This interview with Michael Bates in 1973 was Gram Parsons’ last recorded conversation. 6 months after the interview Parsons O.D’d on morphine and tequila in a motel on the edge of the Mojave desert.

Bate’s connection to Gram is almost accidental. In 1973—while he was the host of a CBC radio show in Ottawa, Ontario—Bate was on a road trip when he happened to spot Parsons’ beaten-up tour bus by the side of the Massachusetts Turnpike, 90 miles from Boston. He stopped and arranged an interview, which he says turned out to be the final recorded conversation with Parsons, who died that September from an overdose of morphine and tequila.
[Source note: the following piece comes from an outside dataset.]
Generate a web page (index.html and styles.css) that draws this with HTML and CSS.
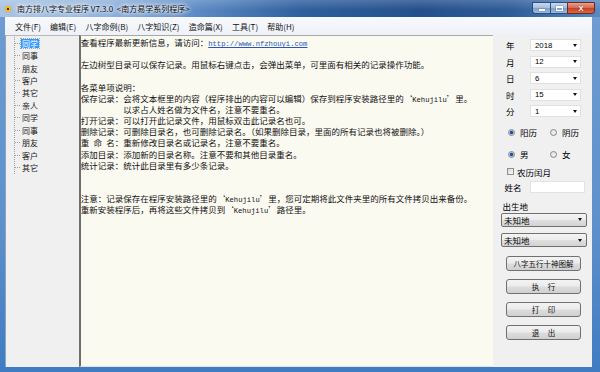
FILE: index.html
```html
<!DOCTYPE html>
<html lang="zh-CN">
<head>
<meta charset="utf-8">
<title>南方排八字专业程序</title>
<link rel="stylesheet" href="styles.css">
</head>
<body>
<div class="win">
  <div class="titlebar">
    <span class="appicon"></span>
    <span class="title">南方排八字专业程序 V7.3.0&nbsp;&nbsp;&lt;南方易学系列程序&gt;</span>
    <div class="ctrls">
      <span class="cb min"><i></i></span><span class="cb max"><i></i></span><span class="cb close">X</span>
    </div>
  </div>
  <div class="frame">
    <div class="menubar">
      <span class="mi">文件(F)</span>
      <span class="mi">编辑(E)</span>
      <span class="mi">八字命例(B)</span>
      <span class="mi">八字知识(Z)</span>
      <span class="mi">造命篇(X)</span>
      <span class="mi">工具(T)</span>
      <span class="mi">帮助(H)</span>
    </div>
    <div class="main">
      <div class="tree">
        <ul class="nodes">
          <li><span class="sel">同学</span></li>
          <li><span>同事</span></li>
          <li><span>朋友</span></li>
          <li><span>客户</span></li>
          <li><span>其它</span></li>
          <li><span>亲人</span></li>
          <li><span>同学</span></li>
          <li><span>同事</span></li>
          <li><span>朋友</span></li>
          <li><span>客户</span></li>
          <li class="last"><span>其它</span></li>
        </ul>
      </div>
      <div class="text">
<div class="ln">查看程序最新更新信息，请访问：<span class="a link">http://www.nfzhouyi.com</span></div>
<div class="ln"> </div>
<div class="ln">左边树型目录可以保存记录。用鼠标右键点击，会弹出菜单，可里面有相关的记录操作功能。</div>
<div class="ln"> </div>
<div class="ln">各菜单项说明：</div>
<div class="ln">保存记录：会将文本框里的内容（程序排出的内容可以编辑）保存到程序安装路径里的‘<span class="a">Kehujilu</span>’里。</div>
<div class="ln ind">以求占人姓名做为文件名，注意不要重名。</div>
<div class="ln">打开记录：可以打开此记录文件，用鼠标双击此记录名也可。</div>
<div class="ln">删除记录：可删除目录名，也可删除记录名。（如果删除目录，里面的所有记录也将被删除。）</div>
<div class="ln">重&#8194;命&#8194;名：重新修改目录名或记录名，注意不要重名。</div>
<div class="ln">添加目录：添加新的目录名称。注意不要和其他目录重名。</div>
<div class="ln">统计记录：统计此目录里有多少条记录。</div>
<div class="ln"> </div>
<div class="ln"> </div>
<div class="ln">注意：记录保存在程序安装路径里的‘<span class="a">Kehujilu</span>’里，您可定期将此文件夹里的所有文件拷贝出来备份。</div>
<div class="ln">重新安装程序后，再将这些文件拷贝到‘<span class="a">Kehujilu</span>’路径里。</div>
      </div>
      <div class="side">
        <div class="fields">
          <span class="lbl">年</span><div class="combo"><span>2018</span><b class="arr"></b></div>
          <span class="lbl">月</span><div class="combo"><span>12</span><b class="arr"></b></div>
          <span class="lbl">日</span><div class="combo"><span>6</span><b class="arr"></b></div>
          <span class="lbl">时</span><div class="combo"><span>15</span><b class="arr"></b></div>
          <span class="lbl">分</span><div class="combo"><span>1</span><b class="arr"></b></div>
        </div>
        <div class="radios r1">
          <span class="opt"><i class="radio on"></i>阳历</span>
          <span class="opt"><i class="radio"></i>阴历</span>
        </div>
        <div class="radios r2">
          <span class="opt"><i class="radio on"></i>男</span>
          <span class="opt"><i class="radio"></i>女</span>
        </div>
        <div class="check"><i class="cbox"></i>农历闰月</div>
        <div class="namerow"><span>姓名</span><div class="input"></div></div>
        <div class="birth">出生地</div>
        <div class="dd d1"><span>未知地</span><b class="arr"></b></div>
        <div class="dd d2"><span>未知地</span><b class="arr"></b></div>
        <div class="btn b1">八字五行十神图解</div>
        <div class="btn b2 sp">执行</div>
        <div class="btn b3 sp">打印</div>
        <div class="btn b4 sp">退出</div>
      </div>
    </div>
  </div>
</div>
</body>
</html>
```
FILE: styles.css
```css
* { box-sizing: border-box; }
html, body { margin: 0; padding: 0; }
body {
  width: 600px;
  height: 372px;
  overflow: hidden;
  font-family: "Noto Sans CJK SC", "Noto Sans", sans-serif;
  color: #000;
}
.win {
  width: 600px;
  height: 372px;
  display: flex;
  flex-direction: column;
  background: linear-gradient(180deg, #6f9dd2 0%, #5e90cb 60%, #3f7cc2 100%);
}
.titlebar {
  height: 17px;
  display: flex;
  align-items: center;
  padding-left: 5px;
  background:
    linear-gradient(180deg, rgba(255,255,255,0.18), rgba(255,255,255,0) 60%),
    linear-gradient(90deg, #a9c3e3 0%, #8fb1dc 18%, #5d8cc6 32%, #2f5f9e 50%, #244f8c 70%, #2d5b98 85%, #5a88c2 100%);
}
.appicon {
  width: 6px;
  height: 6px;
  border-radius: 50%;
  background: radial-gradient(circle, #4a3000 0 22%, #f6c21a 32%, #e6a800 100%);
  margin-right: 6px;
}
.title {
  font-size: 8px;
  color: #111;
  text-shadow: 0 0 3px #fff, 0 0 5px #fff, 0 0 6px #e8f0fa;
  white-space: nowrap;
}
.ctrls {
  margin-left: auto;
  margin-right: 5px;
  align-self: flex-start;
  margin-top: 2px;
  display: flex;
}
.cb {
  height: 12px;
  border: 1px solid #2b4f7d;
  display: flex;
  align-items: center;
  justify-content: center;
  background: linear-gradient(180deg, #c8d9ee 0%, #a6bfdf 45%, #7f9fcb 50%, #9cb8dd 100%);
}
.min { width: 18px; border-radius: 0 0 0 3px; border-right: none; }
.min i { width: 6px; height: 2px; background: #fff; margin-top: 4px; box-shadow: 0 0 1px #334; }
.max { width: 17px; border-right: none; }
.max i { width: 7px; height: 5px; border: 1px solid #fff; border-top-width: 2px; box-shadow: 0 0 1px #334; }
.close {
  width: 28px;
  border-radius: 0 0 3px 0;
  background: linear-gradient(180deg, #e7a18f 0%, #d66c53 45%, #c2401f 50%, #d66a42 100%);
  color: #fff;
  font: bold 7.5px "Liberation Sans", sans-serif;
  text-shadow: 0 0 1px #622;
  border-color: #6c2a20;
}
.frame {
  flex: 1;
  display: flex;
  flex-direction: column;
  padding: 0 8px 5px 5px;
  min-height: 0;
}
.menubar {
  height: 18px;
  display: flex;
  align-items: center;
  padding-left: 5.5px;
  background: linear-gradient(180deg, #f7f9fc 0%, #eef2f8 100%);
  font-size: 8px;
  color: #111;
}
.mi { padding: 0 4.6px; white-space: nowrap; }
.main {
  flex: 1;
  display: flex;
  min-height: 0;
}
.tree {
  width: 74px;
  background: #f0f0f0;
  border-left: 1px solid #8aa4c4;
  border-top: 1px solid #b8b8b8;
  padding-top: 1px;
}
.nodes {
  list-style: none;
  margin: 0 0 0 8px;
  padding: 0;
  border-left: 1px dotted #a0a0a0;
  font-size: 8px;
}
.nodes li {
  height: 12.43px;
  display: flex;
  align-items: center;
}
.nodes li::before {
  content: "";
  width: 5px;
  border-top: 1px dotted #a0a0a0;
  margin-right: 1px;
}
.nodes span { padding: 0 1px; line-height: 9px; color: #222; }
.nodes .sel {
  background: #3399ff;
  color: #fff;
  outline: 1px dotted #8ab;
}
.text {
  width: 416px;
  background: #fbfaf1;
  border-left: 2px solid #6e6e6e;
  border-top: 1px solid #a8a8a8;
  border-bottom: 1px solid #e2e2e2;
  padding: 1.2px 0 0 0;
  font-size: 8.5px;
  line-height: 11.15px;
  color: #111;
  overflow: hidden;
}
.ln { white-space: pre; height: 11.15px; }
.ind { padding-left: 5em; }
.a { font-family: "Liberation Mono", monospace; font-size: 7.2px; }
.link { color: #2a55b8; text-decoration: underline; }
.side {
  flex: 1;
  background: #f0f0f0;
  padding: 4px 0 0 13px;
  display: flex;
  flex-direction: column;
  align-items: flex-start;
  font-size: 8.5px;
}
.fields {
  display: grid;
  grid-template-columns: 24px 51px;
  row-gap: 4.5px;
  align-items: center;
}
.lbl { font-size: 8.5px; line-height: 12px; }
.combo {
  height: 12px;
  background: #fff;
  border: 1px solid #e1e1e1;
  display: flex;
  align-items: center;
  padding: 0 3px 0 4px;
  font: 7.8px "Liberation Sans", sans-serif;
}
.arr {
  margin-left: auto;
  width: 0;
  height: 0;
  border-left: 2.5px solid transparent;
  border-right: 2.5px solid transparent;
  border-top: 3px solid #111;
}
.radios { display: flex; margin-left: 2px; height: 12px; align-items: center; }
.r1 { margin-top: 9px; }
.r2 { margin-top: 10px; }
.opt { display: flex; align-items: center; width: 42px; }
.radio {
  width: 7px;
  height: 7px;
  border-radius: 50%;
  border: 1px solid #8a8a8a;
  background: radial-gradient(circle, #f4f4f4 0%, #d8d8d8 100%);
  margin-right: 5px;
}
.radio.on { background: radial-gradient(circle, #1b4f9a 0 35%, #6f9bd0 50%, #e8e8e8 70%); }
.check { display: flex; align-items: center; height: 12px; margin-top: 5.5px; margin-left: 1px; }
.cbox {
  width: 7px;
  height: 7px;
  border: 1px solid #8e8f8f;
  background: linear-gradient(135deg, #d6d6d6, #fbfbfb);
  margin-right: 3px;
}
.namerow { display: flex; align-items: center; margin-top: 3.5px; margin-left: -1.5px; height: 12px; }
.input {
  width: 55px;
  height: 12px;
  background: #fff;
  border: 1px solid #e3e3e3;
  margin-left: 8.5px;
}
.birth { margin-top: 7px; margin-left: -3.5px; line-height: 12px; }
.dd {
  width: 86px;
  margin-left: -5px;
  height: 13.5px;
  border: 1px solid #707070;
  border-radius: 2px;
  background: linear-gradient(180deg, #f4f4f4 0%, #ececec 48%, #dfdfdf 52%, #d2d2d2 100%);
  display: flex;
  align-items: center;
  padding: 0 4px 0 2px;
  font-size: 8.5px;
}
.d1 { margin-top: 1px; }
.d2 { margin-top: 6.5px; height: 14px; }
.btn {
  width: 75px;
  height: 15px;
  border: 1px solid #707070;
  border-radius: 3px;
  background: linear-gradient(180deg, #f3f3f3 0%, #ebebeb 48%, #dddddd 52%, #d0d0d0 100%);
  display: flex;
  align-items: center;
  justify-content: center;
  font-size: 7.5px;
  color: #111;
}
.b1 { margin-top: 9px; }
.b2, .b3, .b4 { margin-top: 8px; }
.sp { letter-spacing: 8.5px; text-indent: 8.5px; }
```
Gram candididly talks about Keith Richards and The Stones, bad dealings with The Byrds, The Flying Burrito Brothers and how Waylon Jennings had to walk around the block to smoke a joint during a recording session with Chet Atkins. In the beginning of the interview Parsons makes mention of being stuck in England and left penniless by The Byrds. Gram was fired by Roger McGuinn and Chris Hillman when he refused to join them on a South Africa tour as he was was opposed to apartheid. Some of his friends at the time thought Gram actually quit The Byrds so he could hang out with The Stones in London.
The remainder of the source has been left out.